Simon Estes, as Boccanegra, is a good 15 years past his prime, but still has a thrilling set of pipes. I used to think him underused by opera houses and recording companies. So did he, evidently, citing in interviews a pervasive bias against African-American opera singers. Seeing him again, for the first time in over a decade, I couldn’t help wondering whether some of the neglect in his case might have been due to monochromatic tone color, adenoidal hectoring at big moments, odd vowels, and a complete disengagement with his fellow singers and with his own character.

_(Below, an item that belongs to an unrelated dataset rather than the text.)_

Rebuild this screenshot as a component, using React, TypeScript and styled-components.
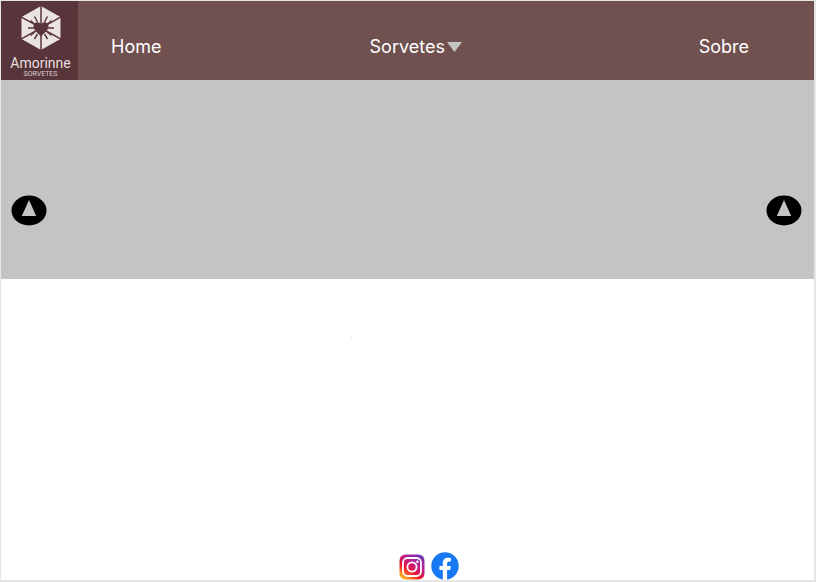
import React from "react";
import styled, { createGlobalStyle } from "styled-components";

const GlobalStyle = createGlobalStyle`
  *, *::before, *::after { box-sizing: border-box; }
  body {
    margin: 0;
    background: #e5e5e5;
    font-family: Inter, "Liberation Sans", sans-serif;
  }
`;

const Page = styled.div`
  display: flex;
  flex-direction: column;
  min-height: 100vh;
  border: solid #e5e5e5;
  border-width: 1px 2px 2px 1px;
  background: #ffffff;
`;

const Header = styled.header`
  display: flex;
  background: #70514f;
`;

const Brand = styled.a`
  display: flex;
  flex-direction: column;
  align-items: center;
  width: 77px;
  height: 79px;
  padding: 5px 0 0 2px;
  background: #58353a;
  color: #e9dfdf;
  text-decoration: none;
`;

const BrandName = styled.span`
  margin-top: 4px;
  font: 400 14px/16px Roboto, sans-serif;
`;

const BrandTag = styled.span`
  font: 400 7px/6px Roboto, sans-serif;
  color: #dccfd0;
`;

const Nav = styled.nav`
  flex: 1;
  display: grid;
  grid-template-columns: 11fr 14fr auto;
  align-items: center;
  padding: 12px 65px 0 33px;
`;

const NavLink = styled.a`
  justify-self: start;
  color: #ffffff;
  font-size: 18px;
  line-height: 24px;
  font-weight: 400;
  text-decoration: none;
`;

const NavButton = styled.button`
  justify-self: start;
  display: flex;
  align-items: center;
  gap: 2px;
  padding: 0;
  border: 0;
  background: none;
  color: #ffffff;
  font: 400 18px/24px Inter, "Liberation Sans", sans-serif;
`;

const Banner = styled.section`
  display: flex;
  align-items: center;
  justify-content: space-between;
  height: 199px;
  padding: 62px 12px 0 10px;
  background: #c4c4c4;
`;

const ArrowButton = styled.button`
  display: flex;
  padding: 0;
  border: 0;
  background: none;
`;

const Main = styled.main`
  flex: 1;
  padding: 58px 0 0 43%;
`;

const Speck = styled.div`
  width: 1px;
  height: 2px;
  background: #e5e5e5;
`;

const Footer = styled.footer`
  display: flex;
  justify-content: center;
  align-items: flex-end;
  gap: 6px;
  padding-left: 43px;
`;

const SocialLink = styled.a`
  display: flex;
`;

function LogoMark() {
  return (
    <svg width="40" height="45" viewBox="0 0 40 45" aria-hidden="true">
      <path d="M20 0 39.5 11V33L20 44 0.5 33V11Z" fill="#ebe3e3" />
      <g stroke="#58353a" strokeWidth="1.5" fill="none">
        <path d="M20 0V45M0 11 40 33M40 11 0 33" />
        <path d="M13.5 10.5 16.5 16M26.5 10.5 23.5 16M7 22H13M33 22H27M13.5 33 16.5 28M26.5 33 23.5 28" />
        <path d="M9.5 14.5 13.5 18M30.5 14.5 26.5 18M9.5 29.5 14 26M30.5 29.5 26 26" strokeWidth="1.2" />
      </g>
      <path
        d="M20 18.5C18.5 15 12.5 15.5 12.5 20C12.5 24.5 17 27 20 30.5C23 27 27.5 24.5 27.5 20C27.5 15.5 21.5 15 20 18.5Z"
        fill="#58353a"
      />
    </svg>
  );
}

function CarouselArrow() {
  return (
    <svg width="36" height="31" viewBox="0 0 36 31" aria-hidden="true">
      <ellipse cx="18" cy="15.5" rx="17.5" ry="15" fill="#000000" />
      <path d="M18 5 25.2 21H10.8Z" fill="#c4c4c4" />
    </svg>
  );
}

function InstagramIcon() {
  return (
    <svg width="26" height="26" viewBox="0 0 26 26" aria-hidden="true">
      <defs>
        <linearGradient id="instagram" x1="0.1" y1="1" x2="0.8" y2="0">
          <stop offset="0" stopColor="#ffc421" />
          <stop offset="0.15" stopColor="#ff8a1e" />
          <stop offset="0.38" stopColor="#f0142f" />
          <stop offset="0.65" stopColor="#c01c8c" />
          <stop offset="1" stopColor="#7136b8" />
        </linearGradient>
      </defs>
      <rect x="0.5" y="0.5" width="25" height="25" rx="6" fill="url(#instagram)" />
      <g fill="none" stroke="#ffffff" strokeWidth="1.8">
        <rect x="4" y="4" width="18" height="18" rx="4.5" />
        <circle cx="13" cy="13" r="4.6" />
      </g>
      <circle cx="18.4" cy="7.7" r="1.2" fill="#ffffff" />
    </svg>
  );
}

function FacebookIcon() {
  return (
    <svg width="28" height="28" viewBox="0 0 28 28" aria-hidden="true">
      <circle cx="14" cy="14" r="13.7" fill="#1877f2" />
      <path
        d="M11.8 28V18H8.4V14.1H11.8V11.1C11.8 7.7 13.8 5.8 16.9 5.8C18.4 5.8 19.9 6.1 19.9 6.1V9.4H18.2C16.6 9.4 16.1 10.4 16.1 11.5V14.1H19.8L19.2 18H16.1V28Z"
        fill="#ffffff"
      />
    </svg>
  );
}

export default function App() {
  return (
    <>
      <GlobalStyle />
      <Page>
        <Header>
          <Brand href="#">
            <LogoMark />
            <BrandName>Amorinne</BrandName>
            <BrandTag>SORVETES</BrandTag>
          </Brand>
          <Nav>
            <NavLink href="#">Home</NavLink>
            <NavButton type="button" aria-haspopup="true">
              Sorvetes
              <svg width="15" height="10" viewBox="0 0 15 10" aria-hidden="true">
                <path d="M0 0H15L7.5 10Z" fill="#c4c4c4" />
              </svg>
            </NavButton>
            <NavLink href="#">Sobre</NavLink>
          </Nav>
        </Header>
        <Banner>
          <ArrowButton type="button" aria-label="Anterior">
            <CarouselArrow />
          </ArrowButton>
          <ArrowButton type="button" aria-label="Próximo">
            <CarouselArrow />
          </ArrowButton>
        </Banner>
        <Main>
          <Speck />
        </Main>
        <Footer>
          <SocialLink href="#" aria-label="Instagram">
            <InstagramIcon />
          </SocialLink>
          <SocialLink href="#" aria-label="Facebook">
            <FacebookIcon />
          </SocialLink>
        </Footer>
      </Page>
    </>
  );
}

Estes appears to have no investment in anything he’s doing onstage except clearing his throat, straightening his costume, staring at the conductor, and robotically moving through his blocking.

The rest of the cast members kick in their share of strengths and weaknesses. Bruno Pola’s serviceable baritone and literal phrasing do little to illuminate the plot’s chief baddie, Paolo, but his Monty Pythonesque eye rolling is a real hoot to watch. Marcello Giordani sounds terrific as Gabriele Adorno. One of the best Italian tenors on the current scene, he cuts a handsome enough figure and has less of that deer-in-the-headlights quality here than he did as Romeo last season. Kallen Esperian as Amelia is lovely to look at, possesses a respectable Verdi soprano (though her wiry top is worrisome), and actually attempts to act. What a shame she has to cock her head back, bug out her eyes, and turn her mouth into the Holland Tunnel on every damn high note. Eric Owens pretty much stands and grimaces as old Fiesco, but his smooth, sonorous bass, while lacking in power, is a lovely thing to hear.

The production scores big in the podium work of WashOp music director Heinz Fricke. It’s hard to predict which operas will engage Fricke’s sympathies. He’s given us a soulless Flying Dutchman, a luminous Ariadne and Rosenkavalier, a lead-footed Barber of Seville, and a riveting Tiefland. In Boccanegra, Fricke finds the tenderness, the spiky drama, the idiomatic give-and-take of the lyrical writing. He keeps the music moving, but, when he needs to, he stops to smell the poison.

Set designer John Gunter’s oversized gilt doors and pillars tilt at a precarious angle throughout the opera—the whole of Genoa thrown off kilter by the sinister, political maneuverings of its leaders—while an unfurled Renaissance map of the city encircles the action. Scenes are changed by tracking in proscenium-high, blood-red drapes, or by revealing a strikingly realistic ocean backdrop, alive with restless waves and seen from overhead to give the illusion of a Genoa floating in orbit above it. Gorgeous sets that make an uncompromising statement about the opera they serve: Dare we expect more of this from the company? Nigel Levings’ lights serve the scenery evocatively and Deirdre Clancy’s costumes move the action, with vividly saturated color, to Verdi’s own mid-19th-century Italy.

Most of the WashOp’s season is, as usual, sold out. But as I write this review, tickets are still available for Simon Boccanegra. Try to catch this dark beauty of Verdi’s. Look past the awful acting and you’ll hear a well sung, lovingly conducted performance, with one of the most exciting designs this company has risked in years.